While the cabinets led by Beata Szydło and Mateusz Morawiecki received popular support among conservatives and the national Catholic Church and steadily increased social benefits, worries have been raised over the government's increasingly aggressive campaigns against minorities (most notably the LGBTQ+ community), reproductive rights, immigration and EU institutions. The perceived erosion of academic freedom in the area of Holocaust research and media liberties, as well as the rising inflation, were also widely seen as reasons of concern.

===Lex Tusk===
On 29 May 2023, President of Poland Andrzej Duda announced that he would sign a bill which would establish an investigative panel into whether the liberal party Civic Platform, which was leading the opposition in the national Parliament at the time, had allowed the country to be influenced by Russia under the cabinets of Donald Tusk and Ewa Kopacz from 2007 to 2015, thus making Poland dependent on Russian oil and natural gas. The bill, which was published on the Journal of Laws the following day, would allow the Parliament to create a 10-member commission, whose head would be directly selected by Prime Minister Morawiecki, that would deliver an initial report on 17 September 2023, ahead of the parliamentary election that was set to be held later in the year; the panel would also be allowed to ban any political figures found to have subjected Poland to Russian influence from holding most official public duties for ten years.

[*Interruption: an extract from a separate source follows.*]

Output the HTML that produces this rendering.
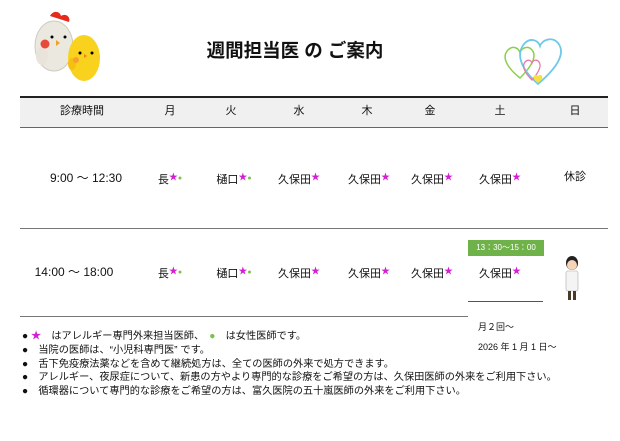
<!DOCTYPE html>
<html><head><meta charset="utf-8"><style>
body{margin:0;width:620px;height:441px;background:#fff;font-family:"Liberation Sans","Noto Sans CJK JP",sans-serif;position:relative;overflow:hidden;color:#111}
.a{position:absolute;white-space:nowrap}
.c{transform:translateX(-50%)}
.s{color:#d21fd2;font-size:9px;vertical-align:3px}
.g{color:#7cc24a;font-size:7px;vertical-align:3px}
.n{font-size:11px;line-height:14px}
</style></head><body>
<svg class="a" style="left:30px;top:8px" width="78" height="78" viewBox="0 0 78 78">
<path d="M20 8c3-6 10-5 11 0 4-3 10 0 8 6z" fill="#e42b1c"/>
<ellipse cx="24" cy="38" rx="19" ry="25" fill="#ebe8e0" stroke="#cfcac0"/>
<ellipse cx="12" cy="48" rx="6" ry="9" fill="#e8e4dc"/>
<circle cx="15" cy="36" r="4.5" fill="#e84a3a"/>
<path d="M26 32l4 3-4 3z" fill="#f5a020"/>
<circle cx="22" cy="29" r="1.5" fill="#000"/><circle cx="35" cy="29" r="1.5"/>
<ellipse cx="54" cy="50" rx="16" ry="23" fill="#f8d21c"/>
<ellipse cx="42" cy="56" rx="4" ry="6" fill="#f5c010"/>
<circle cx="50" cy="45" r="1.5"/><circle cx="62" cy="45" r="1.5"/>
<path d="M54 46l3 2-3 2z" fill="#f08020"/>
<circle cx="46" cy="52" r="3" fill="#f6a030"/>
</svg>
<div class="a c" style="left:295px;top:37px;font-size:18.5px;font-weight:bold">週間担当医 の ご案内</div>
<svg class="a" style="left:500px;top:28px" width="66" height="62" viewBox="0 0 66 62">
<path d="M20 50C5 38 2 28 8 22c5-5 11-2 12 3 1-5 8-8 12-3 5 6 0 16-12 28z" fill="none" stroke="#8ccf4a" stroke-width="1.5"/>
<path d="M38 56C20 40 16 26 24 16c6-7 14-4 16 2 2-6 12-10 18-3 8 10 0 24-20 41z" fill="none" stroke="#6ec8e8" stroke-width="1.8"/>
<path d="M32 52C24 44 22 38 25 34c3-3 6-2 7 1 1-3 5-4 7-1 3 4 0 10-7 18z" fill="none" stroke="#e87aa8" stroke-width="1.3"/>
<path d="M38 55c-4-3-5-5-4-7 1-2 3-1 4 0 1-1 3-2 4 0 1 2 0 4-4 7z" fill="#f5e040"/>
</svg>
<div class="a" style="left:20px;top:96px;width:588px;height:29px;background:#f0f0f0;border-top:2px solid #222;border-bottom:1px solid #666"></div>
<div class="a c n" style="left:82px;top:104px">診療時間</div>
<div class="a c n" style="left:170px;top:104px">月</div>
<div class="a c n" style="left:231px;top:104px">火</div>
<div class="a c n" style="left:299px;top:104px">水</div>
<div class="a c n" style="left:367px;top:104px">木</div>
<div class="a c n" style="left:430px;top:104px">金</div>
<div class="a c n" style="left:500px;top:104px">土</div>
<div class="a c n" style="left:575px;top:104px">日</div>
<div class="a c" style="left:86px;top:169px;font-size:12px">9:00 ～ 12:30</div>
<div class="a c n" style="left:170px;top:170px">長<span class="s">★</span><span class="g">●</span></div>
<div class="a c n" style="left:234px;top:170px">樋口<span class="s">★</span><span class="g">●</span></div>
<div class="a c n" style="left:299px;top:170px">久保田<span class="s">★</span></div>
<div class="a c n" style="left:369px;top:170px">久保田<span class="s">★</span></div>
<div class="a c n" style="left:432px;top:170px">久保田<span class="s">★</span></div>
<div class="a c n" style="left:500px;top:170px">久保田<span class="s">★</span></div>
<div class="a c n" style="left:575px;top:170px">休診</div>
<div class="a" style="left:20px;top:228px;width:588px;height:1px;background:#777"></div>
<div class="a" style="left:468px;top:240px;width:76px;height:16px;background:#6fb24a;color:#fff;font-size:8px;line-height:16px;text-align:center">13：30～15：00</div>
<div class="a c" style="left:74px;top:263px;font-size:12px">14:00 ～ 18:00</div>
<div class="a c n" style="left:170px;top:264px">長<span class="s">★</span><span class="g">●</span></div>
<div class="a c n" style="left:234px;top:264px">樋口<span class="s">★</span><span class="g">●</span></div>
<div class="a c n" style="left:299px;top:264px">久保田<span class="s">★</span></div>
<div class="a c n" style="left:369px;top:264px">久保田<span class="s">★</span></div>
<div class="a c n" style="left:432px;top:264px">久保田<span class="s">★</span></div>
<div class="a c n" style="left:500px;top:264px">久保田<span class="s">★</span></div>
<div class="a" style="left:468px;top:301px;width:75px;height:1px;background:#555"></div>
<div class="a" style="left:20px;top:316px;width:448px;height:1px;background:#777"></div>
<svg class="a" style="left:562px;top:255px" width="20" height="46" viewBox="0 0 20 46">
<ellipse cx="10" cy="8" rx="6" ry="7" fill="#222"/>
<ellipse cx="10" cy="10" rx="5" ry="5" fill="#f6d4b8"/>
<rect x="4" y="16" width="12" height="20" rx="2" fill="#f4f4f4" stroke="#aaa" stroke-width=".6"/>
<rect x="6" y="36" width="3" height="9" fill="#4a3a2a"/><rect x="11" y="36" width="3" height="9" fill="#4a3a2a"/>
</svg>
<div class="a" style="left:478px;top:320px;font-size:9px">月２回～</div>
<div class="a" style="left:478px;top:340px;font-size:9px">2026 年 1 月 1 日～</div>
<div class="a" style="left:22px;top:330px;font-size:10.2px;line-height:13.8px">
● <span style="color:#d21fd2">★</span>　はアレルギー専門外来担当医師、　<span style="color:#7cc24a">●</span>　は女性医師です。<br>
●　当院の医師は、“小児科専門医” です。<br>
●　舌下免疫療法薬などを含めて継続処方は、全ての医師の外来で処方できます。<br>
●　アレルギー、夜尿症について、新患の方やより専門的な診療をご希望の方は、久保田医師の外来をご利用下さい。<br>
●　循環器について専門的な診療をご希望の方は、富久医院の五十嵐医師の外来をご利用下さい。
</div>
</body></html>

Both Duda and the Law and Justice party, which supported the bill's passage, were accused by critics and opposition parties of designing the legislation with the specific goal of targeting opponents and removing them from public life, as well as harming support for Civic Platform's leader, former Prime Minister Tusk: for this reason, the law was nicknamed the "Lex Tusk", or the "Tusk Law". Some critics compared the law's goals to the political rhetoric that was originally spread by US Senator Joseph McCarthy during the late 1940s and the 1950s. The "Lex Tusk" also drew criticism from the European Union, through official statements by Věra Jourová and Didier Reynders, and the United States, with US State Department spokesman Matthew Miller filing an official announcement.

On 2 June 2023, Duda announced that he sent an urgent amendment containing several proposed revisions of the bill to the Polish Parliament, encouraging lawmakers to "act swiftly" and stating that he was reacting to the public outrage surrounding the law's initial passage. According to the Polish president, the proposed amendments would ensure that the law was subject to non-partisan review, that no parliamentary members would be allowed to be part of the commission, and that none of the politicians who would face charges as a result of the investigation could be banned from public office.

==Protests==
=== June 4 protests ===
On 4 June 2023, former Prime Minister Donald Tusk, together with several other members of the Civic Platform party, organized a series of anti-government protests in Warsaw, Poland's capital city: people from all around the country joined the demonstration, while crowds also gathered in Kraków, Szczecin, Poznań and other Polish cities.

The protests in Warsaw were notably attended by former President and Solidarity leader Lech Wałęsa, incumbent mayor of Warsaw Rafał Trzaskowski, social activist Sylwia Gregorczyk-Abram and New Left leader Włodzimierz Czarzasty, among others. Despite having maintained a more cautious approach in the weeks preceding the event, many other opposition groupings, with the exception of far-right party Confederation, eventually sent their respective representatives to Warsaw, in response to the approval of the "Lex Tusk".

Although there was no official confirmation of the size of the rally, the estimated number of participants in the protests in Warsaw ranged from 300,000 people, according to Polish web portal Onet, to 500,000 people, according to estimates by the city hall and Tusk himself.

The protest coincided with the 34th anniversary of Poland’s partially free elections held in 1989, which is seen as the catalyst for the fall of the Communist regime and a peaceful transition to parliamentarian democracy in Poland. Demonstrators carried Polish and European Union flags and expressed opposition to the governing Law and Justice (PiS) party, with critics accusing the government of undermining democratic institutions.'

=== March of a Million Hearts ===
On 1 October 2023, a second wave of protests took place throughout the country, and primarily in the city of Warsaw, which was visited and led by former Prime Minister Donald Tusk. The organizers put the attendance at at least a few hundred thousand, the Warsaw city hall at 1 million, and the police at over 100,000.

==Reactions==
The June 4 march was called a Polish version of the Euromaidan by one Ukraine-affiliated journalist.